Suggested service architecture for test environments¶
Process | Suggested number |
---|---|
metad (the metadata service process) | 1 |
storaged (the storage service process) | 1 or more |
graphd (the query engine service process) | 1 or more |
For example, for a single-machine test environment, you can deploy 1 metad, 1 storaged, and 1 graphd processes in the machine.

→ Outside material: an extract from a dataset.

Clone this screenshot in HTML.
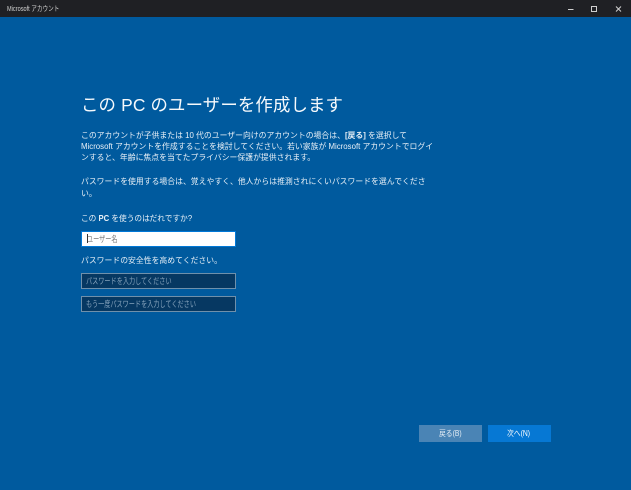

For a more common test environment, such as a cluster of 3 machines (named as A, B, and C), you can deploy NebulaGraph as follows:
Machine name | Number of metad | Number of storaged | Number of graphd |
---|---|---|---|
A | 1 | 1 | 1 |
B | None | 1 | 1 |
C | None | 1 | 1 |
Requirements and suggestions for installing NebulaGraph in production environments¶
Hardware requirements for production environments¶
Item | Requirement |
---|---|
CPU architecture | x86_64 |
Number of CPU core | 48 |
Memory | 256 GB |
Disk | 2 * 1.6 TB, NVMe SSD |
Supported operating systems for production environments¶
For now, we can only install NebulaGraph in the Linux system. To install NebulaGraph in a production environment, we recommend that you use any Linux system with kernel version 3.9 or above.
Users can adjust some of the kernel parameters to better accommodate the need for running NebulaGraph. For more information, see kernel configuration.

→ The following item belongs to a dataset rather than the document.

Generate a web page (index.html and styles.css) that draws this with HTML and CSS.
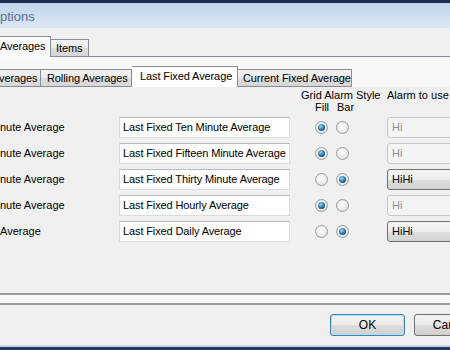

Suggested service architecture for production environments¶
Danger
DO NOT deploy a single cluster across IDCs (The Enterprise Edtion supports data synchronization between clusters across IDCs).
Process | Suggested number |
---|---|
metad (the metadata service process) | 3 |
storaged (the storage service process) | 3 or more |
graphd (the query engine service process) | 3 or more |
Each metad process automatically creates and maintains a replica of the metadata. Usually, you need to deploy three metad processes and only three.
The number of storaged processes does not affect the number of graph space replicas.
Users can deploy multiple processes on a single machine. For example, on a cluster of 5 machines (named as A, B, C, D, and E), you can deploy NebulaGraph as follows:
Machine name | Number of metad | Number of storaged | Number of graphd |
---|---|---|---|
A | 1 | 1 | 1 |
B | 1 | 1 | 1 |
C | 1 | 1 | 1 |
D | None | 1 | 1 |
E | None | 1 | 1 |
Capacity requirements for running a NebulaGraph cluster¶
Users can estimate the memory, disk space, and partition number needed for a NebulaGraph cluster of 3 replicas as follows.
Resource | Unit | How to estimate | Description |
---|---|---|---|
Disk space for a cluster | Bytes | the_sum_of_edge_number_and_vertex_number * average_bytes_of_properties * 7.5 * 120% |
For more information, see Edge partitioning and storage amplification. |
Memory for a cluster | Bytes | [the_sum_of_edge_number_and_vertex_number * 16 + the_number_of_RocksDB_instances * (write_buffer_size * max_write_buffer_number ) + rocksdb_block_cache ] * 120% |
write_buffer_size and max_write_buffer_number are RocksDB parameters. For more information, see MemTable. For details about rocksdb_block_cache , see Memory usage in RocksDB. |
Number of partitions for a graph space | - | the_number_of_disks_in_the_cluster * multiplier |
multiplier is an integer between 2 and 20 (both including). Its value depends on the disk performance. Use 20 for SSD and 2 for HDD. |
- Question 1: Why do I need to multiply by 7.5 in the disk space estimation formula?
Answer: On one hand, the data in one single replica takes up about 2.5 times more space than that of the original data file (csv) according to test values. On the other hand, indexes take up additional space. Each indexed vertex or edge takes up 16 bytes of memory. The hard disk space occupied by the index can be empirically estimated as the total number of indexed vertices or edges * 50 bytes.
- Question 2: Why do we multiply the disk space and memory by 120%?
Answer: The extra 20% is for buffer.
-
Question 3: How to get the number of RocksDB instances?
Answer: The number of RocksDB instances = the number of graph spaces * the total number of directories specified by the
--data_path
parameter across all Storage services. Each graph space corresponds to one RocksDB instance and each directory in the--data_path
parameter in theetc/nebula-storaged.conf
file corresponds to one RocksDB instance.Note
Users can decrease the memory size occupied by the bloom filter by adding
--enable_partitioned_index_filter=true
inetc/nebula-storaged.conf
. But it may decrease the read performance in some random-seek cases.
Caution
Each RocksDB instance takes up about 70M of disk space even when no data has been written yet. One partition corresponds to one RocksDB instance, and when the partition setting is very large, for example, 100, the graph space takes up a lot of disk space after it is created.